ALL ON THE LINE: Less than two weeks away from their season opener, the Patriots’ offensive line is in shambles.

Left tackle Trent Brown and center David Andrews were the only starters available for most of training camp and the preseason. Their linemates are scattered across the trainer’s room.

Starting guards Cole Strange and Mike Onwenu continue to recover from lower-body injuries, with Onwenu undergoing offseason ankle surgery and Strange hurting his left leg during a July 31 practice. Onwenu made his practice debut last week in a limited capacity, and Strange has been out since his injury.

Will either be able to start against the Eagles on Sept. 10?


“We’ll see,” Belichick said Monday. “(We’ll) take it day by day.”

Projected starting right tackle Riley Reiff suffered his own leg injury in last Friday’s preseason finale against the Titans. Reiff walked off the field and out of the medical tent under his own power, but it’s unclear how much game time, if any, he might miss.

“Yeah, I think that’s what we’re going to have to wait and see on here,” Belichick said of Reiff’s timeline. “See how it progresses over the next few days and we’ll have a better read on it then.”

Reiff has also been playing right guard the last 2-3 weeks, while fourth-round rookie Sidy Sow transitions to right tackle and works with the starters. Sow’s elevation is partly tied to Calvin Anderson’s ongoing stay on the nonfootball illness list. Anderson, the team’s projected swing tackle, has yet to be medically cleared after practicing at both offensive tackle spots in the spring.

“Not sure. We’ll see how that goes,” Belichick said. “Again, we’ll continue to monitor his situation. When he’s medically cleared, we’ll have a decision to make.”

In light of all the injuries and uncertainty around the offensive line, the Patriots swung trades for ex-Browns offensive tackle Tyrone Wheatley Jr. and former Vikings offensive tackle Vederian Lowe on Sunday. Wheatley has played both offensive tackle spots, and Lowe has spent most of the last year-plus at left tackle. Both players are career backups.
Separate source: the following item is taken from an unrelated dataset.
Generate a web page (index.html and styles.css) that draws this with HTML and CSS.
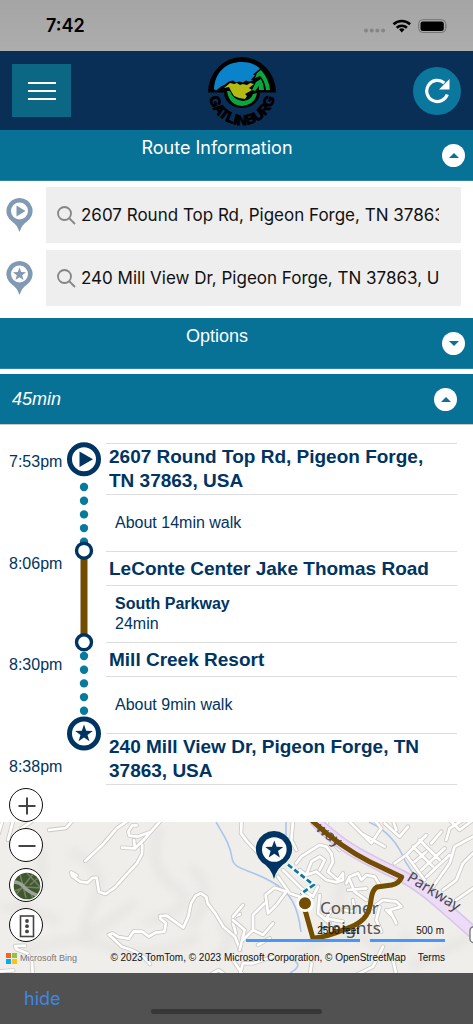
FILE: index.html
```html
<!DOCTYPE html>
<html lang="en">
<head>
<meta charset="utf-8">
<meta name="viewport" content="width=device-width, initial-scale=1">
<title>Gatlinburg Trip Planner</title>
<link rel="stylesheet" href="styles.css">
</head>
<body>
<div class="status">
  <span class="clock">7:42</span>
  <svg class="status-icons" width="86" height="20" viewBox="0 0 86 20" aria-hidden="true">
    <g fill="#858585"><circle cx="5" cy="14.500" r="2"/><circle cx="10.700" cy="14.500" r="2"/><circle cx="16.400" cy="14.500" r="2"/><circle cx="22.100" cy="14.500" r="2"/></g>
    <g fill="none" stroke="#000" stroke-width="2.600"><path d="M32.500 8.200a12.200 12.200 0 0 1 16.600 0"/><path d="M35.700 11.700a7.500 7.500 0 0 1 10.200 0"/></g>
    <path d="M40.800 16.400l-2.700-2.800a4 4 0 0 1 5.400 0z"/>
    <rect x="57.700" y="3.700" width="27" height="12.800" rx="4" fill="none" stroke="#747474"/>
    <rect x="59.500" y="5.400" width="23.300" height="9.500" rx="2.500"/>
    <path d="M85.500 8v4.500q1.500-2.200 0-4.500z" fill="#747474"/>
  </svg>
</div>

<header class="header">
  <button class="menu" type="button" aria-label="Menu">
    <svg width="28" height="20" viewBox="0 0 28 20"><path d="M0 2h28M0 10h28M0 18h28" stroke="#fff" stroke-width="2.200"/></svg>
  </button>
  <svg class="logo" width="70" height="70" viewBox="0 0 70 70" role="img" aria-label="Gatlinburg">
    <defs><path id="ring" d="M2 36a33 33 0 0 0 66 0"/></defs>
    <path d="M1 36.500a34 35.500 0 0 1 68 0H53a18 15.500 0 0 1-36 0z"/>
    <path d="M7 33C8 16 19 6 35 6c7 0 13 2 18 6.500l-7 6 2 1-4 4 2 1-4 1-3-1-3 2-4-1-3 1-3-2-4 1-4 3-4 2-5 4z" fill="#0b83cb"/>
    <path d="M17 32l6-5 4 1 3-1 3 2 3-1 4 1 3-2 4 1-5 4 3 2-7 4 2 2-2 3-6-1-5-2-3-5-2-4z" fill="#b3ba13"/>
    <path d="M50 17l4-3q8 9 9 20h-4q-1-9-6-14l-5 2zM49 26l5-3q3 5 3 11h-5v-4l-4 5-3-1z" fill="#09a83f"/>
    <path d="M20 35h3q3 9 13 10 8-1 10-7l4-1q-2 12-15 13-13-1-15-15z" fill="#09a83f"/>
    <text class="logo-text"><textPath href="#ring" startOffset="50%" text-anchor="middle">GATLINBURG</textPath></text>
  </svg>
  <button class="refresh" type="button" aria-label="Refresh">
    <svg width="26" height="26" viewBox="0 0 26 26"><path d="M23.300 16.500a10.600 10.600 0 1 1-3-11.500" fill="none" stroke="#fff" stroke-width="3.200"/><path d="M25.500 1v10.500H15z" fill="#fff"/></svg>
  </button>
</header>

<main>
  <section>
    <div class="bar">
      <h2 class="bar-title">Route Information</h2>
      <button class="toggle" type="button" aria-label="Collapse route information"><svg width="10" height="5" viewBox="0 0 10 5"><path d="M0 5l5-5 5 5z"/></svg></button>
    </div>
    <form class="search">
      <div class="row">
        <svg class="pin" viewBox="0 0 27 34" aria-hidden="true"><path d="M13.500 0a13 13 0 0 1 7 24q-4 2-7 10-3-8-7-10a13 13 0 0 1 7-24z" fill="#8299b3"/><circle cx="13.500" cy="13" r="8.500" fill="#fff"/><path d="M10.500 7.500l9 5.500-9 5.500z" fill="#8299b3"/></svg>
        <label class="field"><svg width="19" height="19" viewBox="0 0 19 19" fill="none" stroke="#858588" stroke-width="1.800"><circle cx="7.500" cy="7.500" r="6.500"/><path d="M12 12l6 6"/></svg><input type="text" aria-label="Start address" value="2607 Round Top Rd, Pigeon Forge, TN 37863, USA"></label>
      </div>
      <div class="row">
        <svg class="pin" viewBox="0 0 27 34" aria-hidden="true"><path d="M13.500 0a13 13 0 0 1 7 24q-4 2-7 10-3-8-7-10a13 13 0 0 1 7-24z" fill="#8299b3"/><circle cx="13.500" cy="13" r="8.500" fill="#fff"/><path d="M13.500 6.500l1.700 4.600 4.800.1-3.800 3 1.300 4.800-4-2.800-4 2.800 1.300-4.800-3.800-3 4.800-.1z" fill="#8299b3"/></svg>
        <label class="field"><svg width="19" height="19" viewBox="0 0 19 19" fill="none" stroke="#858588" stroke-width="1.800"><circle cx="7.500" cy="7.500" r="6.500"/><path d="M12 12l6 6"/></svg><input type="text" aria-label="Destination address" value="240 Mill View Dr, Pigeon Forge, TN 37863, USA"></label>
      </div>
    </form>
  </section>

  <div class="bar">
    <h2 class="bar-title options">Options</h2>
    <button class="toggle" type="button" aria-label="Expand options"><svg width="10" height="5" viewBox="0 0 10 5"><path d="M0 0l5 5 5-5z"/></svg></button>
  </div>

  <section>
    <div class="bar summary">
      <h2 class="duration">45min</h2>
      <button class="toggle" type="button" aria-label="Collapse itinerary"><svg width="10" height="5" viewBox="0 0 10 5"><path d="M0 5l5-5 5 5z"/></svg></button>
    </div>
    <div class="trip">
      <div class="times"><time>7:53pm</time><time>8:06pm</time><time>8:30pm</time><time>8:38pm</time></div>
      <svg class="track" width="34" height="309" viewBox="0 0 34 309" aria-hidden="true">
        <path d="M17 109v91" stroke="#734d00" stroke-width="7"/>
        <g fill="#087a9c"><circle cx="17" cy="45" r="4.200"/><circle cx="17" cy="58.700" r="4.200"/><circle cx="17" cy="72.400" r="4.200"/><circle cx="17" cy="86.100" r="4.200"/><circle cx="17" cy="99.800" r="4.200"/><circle cx="17" cy="214" r="4.200"/><circle cx="17" cy="227.700" r="4.200"/><circle cx="17" cy="241.400" r="4.200"/><circle cx="17" cy="255.100" r="4.200"/><circle cx="17" cy="268.800" r="4.200"/></g>
        <g fill="#fff" stroke="#003462"><circle cx="17" cy="17.300" r="14.500" stroke-width="5"/><circle cx="17" cy="291.500" r="14.500" stroke-width="5"/><circle cx="17" cy="108.700" r="7.500" stroke-width="3.400"/><circle cx="17" cy="200.300" r="7.500" stroke-width="3.400"/></g>
        <path d="M12.500 9.500l13.500 7.800-13.500 7.800zM17 282.500l2.200 6.200 6.600.2-5.300 4 2 6.300-5.500-3.700-5.500 3.700 2-6.300-5.300-4 6.600-.2z" fill="#003462"/>
      </svg>
      <ol class="steps">
        <li class="stop">2607 Round Top Rd, Pigeon Forge, TN 37863, USA</li>
        <li class="leg">About 14min walk</li>
        <li class="stop">LeConte Center Jake Thomas Road</li>
        <li class="leg"><b>South Parkway</b><span>24min</span></li>
        <li class="stop">Mill Creek Resort</li>
        <li class="leg">About 9min walk</li>
        <li class="stop">240 Mill View Dr, Pigeon Forge, TN 37863, USA</li>
      </ol>
    </div>
  </section>

  <section class="map" aria-label="Map">
    <svg class="map-art" viewBox="0 0 473 151" preserveAspectRatio="xMidYMid slice">
      <defs>
        <filter id="soft" x="-20%" y="-20%" width="140%" height="140%"><feGaussianBlur stdDeviation="5"/></filter>
        <g id="west">
          <path d="M8 120L-4 160M40 120L24 180M65 145L100 120M147 150L198 144 219 120M256 243L310 192 350 145 386 120M484 120L453 155 430 181 405 205 366 203M405 205L402 180M453 155L412 170 388 167 385 155 397 136 410 136M427 195L426 222 411 250 380 283 345 322 317 342 297 336 290 293 277 294 262 308 240 305 216 287 214 277 230 287"/>
          <path d="M450 552L430 530 395 510 365 500 339 475 326 464 338 460 355 471 386 476 401 454 427 455 447 470 466 458 493 455 498 430 481 416 480 408 500 407 525 425 550 443 565 410 573 370 587 347 603 340 619 351 623 370 646 400 670 440 705 470 720 510M720 403L704 410 699 430 708 460M98 585L96 545 82 520 50 508 45 498 75 497M0 574L40 571M630 585L656 570 676 585"/>
        </g>
        <g id="east">
          <path d="M26 120L24 160 42 184 90 235M180 120L175 180 190 210M285 120L270 155 320 210M0 410L30 375M20 510L35 450 0 420M30 480L60 450 60 405 95 370M60 450L90 465 120 430M75 495L110 475M135 290L170 340 200 350M150 270L205 325 240 350 255 320M190 250L205 230 260 195 280 200 295 220 300 245 285 275 315 300 330 280 330 300 310 307 280 300 250 275 220 285 200 270M220 285L235 245 260 230 275 240 260 270"/>
          <path d="M345 120L415 190 445 145 425 120M385 160L455 200M455 130L500 170 525 140M490 150L480 120M485 250L520 225 580 165M540 200L600 260M560 180L620 240M520 225L575 300M545 245L580 215M565 270L635 205M580 290L650 225M600 320L650 250 665 200 720 170M630 330L670 300 690 250 720 220M640 180L650 145 690 120M670 360L720 325M650 120L680 150 720 120M595 190L625 155"/>
          <path d="M340 310L350 290 375 280 385 300 400 285 425 290 440 315M345 330L400 325M350 300L365 335 400 360M415 385L450 360 490 365 505 380 470 390 490 430M440 380L430 420 445 455M460 390L480 410M300 385L280 415 330 425M260 345L255 400 290 430M330 390L365 395 360 360M480 540L490 585M370 585L420 560 450 500"/>
          <path d="M105 400L98 345 125 323 160 335 130 375 105 400"/>
          <path d="M20 585L30 550 60 550 120 530M0 540L30 585M230 590L236 550"/>
        </g>
      </defs>
      <rect width="473" height="151" fill="#efeeeb"/>
      <g fill="none" stroke="#dddcd9" stroke-width="7" opacity=".55" filter="url(#soft)"><path d="M35 20q20 35-15 60M70 30q45 15 20 60t45-10M160 5q-15 40 15 60t-30 35M20 130q60-20 90-5t90-10M190 45q30 20 0 60M220 100q20 20-5 35M300 130q45-30 70-10t40-10M410 145l60-30M0 85q30 0 60 15M350 55q-20 15-5 35"/></g>
      <g fill="none" stroke="#aac5ed" stroke-width="1.600"><path d="M216 0c8 14 14 22 16 36 2 13 17 10 40 24 19 10 26 25 29 50M286 0v24M369 0c18 8 29 21 36 39l16 25M290 151c15-8 5-13-2-15"/></g>
      <g transform="translate(0 -42) scale(.3333)" class="casing"><use href="#west"/></g>
      <g transform="translate(0 -42) scale(.3333)" class="road"><use href="#west"/></g>
      <g transform="translate(233 -42) scale(.3333)">
        <g class="casing"><use href="#east"/></g><g class="road"><use href="#east"/></g>
        <path d="M245 120C330 210 420 245 500 285S630 380 730 465" fill="none" stroke="#d9c5e5" stroke-width="38"/>
        <path d="M245 120C330 210 420 245 500 285S630 380 730 465" fill="none" stroke="#ecdcf7" stroke-width="29"/>
        <rect x="711" y="440" width="34" height="48" rx="12" fill="#fff" stroke="#777" stroke-width="4"/>
      </g>
      <g class="place"><text x="320" y="92">Conner</text><text x="319" y="112">Heights</text></g>
      <g class="street"><text transform="translate(315 8) rotate(38)">way</text><text transform="translate(406 58) rotate(32)">Parkway</text></g>
      <g transform="translate(233 -42) scale(.3333)">
        <path d="M235 120Q320 200 410 245L506 291Q500 310 476 315L432 321Q417 330 414 360C410 410 385 432 330 450Q285 470 240 475L216 390" fill="none" stroke="#734d00" stroke-width="15" stroke-linejoin="round" stroke-linecap="round"/>
        <path d="M165 254L242 315 203 342" fill="none" stroke="#fff" stroke-width="12"/>
        <path d="M165 254L242 315 203 342" fill="none" stroke="#087a9c" stroke-width="8" stroke-dasharray="16 8"/>
        <circle cx="216" cy="370" r="22" fill="#734d00" stroke="#fff" stroke-width="8"/>
      </g>
      <path d="M274 9a18 18 0 0 1 12 31.500q-9 5-12 16.500-3-11.500-12-16.500a18 18 0 0 1 12-31.500z" fill="#003462"/>
      <circle cx="274.300" cy="27.500" r="12.300" fill="#fff"/>
      <path d="M274.300 18.500l2.300 6.300 6.700.2-5.300 4.100 1.900 6.400-5.600-3.800-5.600 3.800 1.900-6.400-5.300-4.100 6.700-.2z" fill="#003462"/>
    </svg>
    <div class="controls">
      <button type="button" aria-label="Zoom in"><svg viewBox="0 0 34 34"><path d="M17 8.500v17M8.500 17h17" stroke="#444" stroke-width="2"/></svg></button>
      <button type="button" aria-label="Zoom out"><svg viewBox="0 0 34 34"><path d="M8.500 17h17" stroke="#444" stroke-width="2"/></svg></button>
      <button type="button" aria-label="Aerial view"><svg viewBox="0 0 34 34"><defs><clipPath id="disc"><circle cx="17" cy="17" r="13.300"/></clipPath></defs><g clip-path="url(#disc)"><path d="M0 0h34v34H0z" fill="#41582f"/><path d="M4 28L24 4M10 5l6 24M17 4l13 14M4 22l12-4 16 1M20 16l9-8M20 22l4 10" stroke="#748066" stroke-width="1.500" fill="none"/><path d="M3 13q7 0 11 5t17 10" fill="none" stroke="#9ba599" stroke-width="3.600"/></g></svg></button>
      <button type="button" aria-label="Traffic"><svg viewBox="0 0 34 34"><rect x="10.500" y="7" width="13" height="20.500" fill="none" stroke="#444" stroke-width="1.600"/><g fill="#444"><circle cx="17" cy="12" r="1.900"/><circle cx="17" cy="17.200" r="1.900"/><circle cx="17" cy="22.400" r="1.900"/></g></svg></button>
    </div>
    <div class="scales"><span class="feet">2500 feet</span><span class="metres">500 m</span></div>
    <div class="credits">
      <span class="bing"><svg width="11" height="11" viewBox="0 0 11 11" aria-hidden="true"><path d="M0 0h5v5H0z" fill="#f26522"/><path d="M6 0h5v5H6z" fill="#8dc63f"/><path d="M0 6h5v5H0z" fill="#00adef"/><path d="M6 6h5v5H6z" fill="#ffc20e"/></svg>Microsoft Bing</span>
      <span class="copy">© 2023 TomTom, © 2023 Microsoft Corporation, © OpenStreetMap</span>
      <a href="#terms">Terms</a>
    </div>
  </section>
</main>

<footer class="footer">
  <button class="hide" type="button">hide</button>
  <div class="home"></div>
</footer>
</body>
</html>
```

FILE: styles.css
```css
* { box-sizing: border-box; }
body { margin: 0; min-height: 100vh; display: flex; flex-direction: column; background: #fff; font-family: "Liberation Sans", Arial, sans-serif; }
button { border: 0; padding: 0; margin: 0; display: grid; place-items: center; font: inherit; cursor: pointer; }
h2 { margin: 0; font-weight: 400; }
svg { display: block; flex: none; }

.status { display: flex; justify-content: space-between; align-items: center; height: 51px; padding: 0 26px 0 46px; background: linear-gradient(#a5a5a5, #adadad); }
.clock { font: 600 18px/24px Inter, sans-serif; }

.header { display: flex; justify-content: space-between; align-items: center; height: 79px; padding: 0 12px; background: #0a2f57; }
.menu { width: 59px; height: 53px; background: #0b6784; }
.logo { overflow: visible; }
.logo-text { font: bold 14px "Liberation Sans", Arial, sans-serif; stroke: #000; stroke-width: 1px; }
.refresh { width: 48px; height: 48px; border-radius: 50%; background: #0b779d; }

.bar { display: flex; align-items: center; gap: 8px; height: 51px; padding-right: 8px; background: #087196; color: #fff; border-bottom: 1px solid #2d84a4; }
.bar-title { flex: 1; align-self: flex-start; padding-top: 6px; text-align: center; font: 400 18px/24px Inter, sans-serif; }
.options { font: 400 18px/24px "Liberation Sans", Arial, sans-serif; }
.toggle { width: 23px; height: 23px; border-radius: 50%; background: #fff; }
.toggle svg { fill: #087196; }
.summary { margin-top: 5px; padding: 0 16px 0 12px; border-bottom-color: #c8c8c8; }
.duration { flex: 1; font-size: 18px; line-height: 24px; font-style: italic; }

.search { display: grid; gap: 7px; padding: 6px 12px 12px 6px; }
.row { display: flex; align-items: center; gap: 13px; }
.pin { width: 27px; height: 34px; }
.field { display: flex; flex: 1; min-width: 0; align-items: center; gap: 5px; height: 56px; padding: 0 22px 0 11px; background: #eee; }
.field input { flex: 1; min-width: 0; border: 0; padding: 0; outline: 0; background: none; color: #111; font: 400 17px/24px Inter, sans-serif; }

.trip { display: flex; padding: 17px 16px 37px 9px; color: #003462; }
.times { display: flex; flex-direction: column; justify-content: space-between; width: 58px; padding: 10px 0 8px; font-size: 16px; line-height: 20px; }
.steps { flex: 1; min-width: 0; margin: 1px 0 0 5px; padding: 0; list-style: none; border-top: 1px solid #ddd; }
.steps li { border-bottom: 1px solid #ddd; }
.stop { padding: 1px 16px 1px 3px; font-size: 19px; line-height: 24px; font-weight: 700; }
.stop:nth-child(3), .stop:nth-child(5) { padding-top: 5px; padding-bottom: 4px; }
.leg { display: flex; flex-direction: column; justify-content: center; height: 57px; padding: 0 9px; font-size: 16px; line-height: 20px; }

.map { position: relative; height: 151px; }
.map-art { width: 100%; height: 100%; }
.casing, .road { fill: none; stroke-linejoin: round; stroke-linecap: round; }
.casing { stroke: #cbc9c3; stroke-width: 13px; }
.road { stroke: #fff; stroke-width: 8px; }
.place { font: 17px "Noto Sans", sans-serif; fill: #515151; }
.street { font: 15px "Noto Sans", sans-serif; fill: #4b4554; }
.controls { position: absolute; left: 9px; top: -34px; display: grid; gap: 6px; }
.controls button { width: 34px; height: 34px; border: 1px solid #111; border-radius: 50%; background: #fff; }
.controls svg { width: 34px; height: 34px; }
.scales { position: absolute; right: 28px; bottom: 31px; display: flex; gap: 10px; font-size: 10px; line-height: 16px; text-align: right; color: #111; }
.scales span { border-bottom: 3px solid #4797fb; }
.feet { width: 114px; padding-right: 1px; }
.metres { width: 75px; padding-right: 1px; }
.credits { position: absolute; left: 6px; right: 28px; bottom: 7px; display: flex; justify-content: space-between; align-items: center; font-size: 10px; line-height: 16px; white-space: nowrap; color: #111; }
.bing { display: flex; align-items: center; gap: 3px; font-size: 9px; color: #777; }
.copy { margin-left: auto; margin-right: 12px; }
.credits a { color: #111; text-decoration: none; }

.footer { flex: 1; min-height: 51px; padding: 14px 24px 10px; position: relative; background: #515151; }
.hide { background: none; color: #3e86e5; font: 400 18px/24px Inter, sans-serif; }
.home { position: absolute; left: 32%; right: 32%; bottom: 10px; height: 5px; border-radius: 3px; background: #373737; }
```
The Pats traded second-year running back Pierre Strong for Wheatley and sent a sixth-round pick to Minnesota in exchange for Lowe.
Asked if either offensive tackle could be expected to contribute right away, Belichick said Monday: “I don’t know. We’ll have to work with them and see how it goes.”

J.J. TAYLOR did his best to make it hard for the Patriots to cut him, even if the team felt there was a decent chance that he’d clear waivers and make it to the practice squad.

By 4 p.m. Tuesday, the pint-sized running back should know his fate. Signed as an undrafted free agent out of Arizona in 2020, Taylor has spent quite a bit of time bouncing between the practice squad and 53-man roster during his three-year run with the team. Last season, he spent the bulk of his time was with the practice squad.

At 5-foot-6, 190 pounds, Taylor has constantly battled the notion that he’s too small to make it in the NFL. Watching him during training camp and the preseason, it’s been hard to ignore his shiftiness and ability to make plays with the ball in his hands.

A few years back, former Patriots running backs coach Ivan Fears compared Taylor favorably to Dion Lewis, who did well as an undersized change-of-pace back for the Patriots for three seasons (2015 to 2017).

With the trade of second-year back Pierre Strong, that certainly enhanced Taylor’s chances to make it behind Rhamondre Stevenson and Ezekiel Elliott.

“It would mean a lot (if I made it),” Taylor said. “It would mean my hard work is paying off, and working toward that everything that I’ve been dreaming about, everything that I’m striving for.”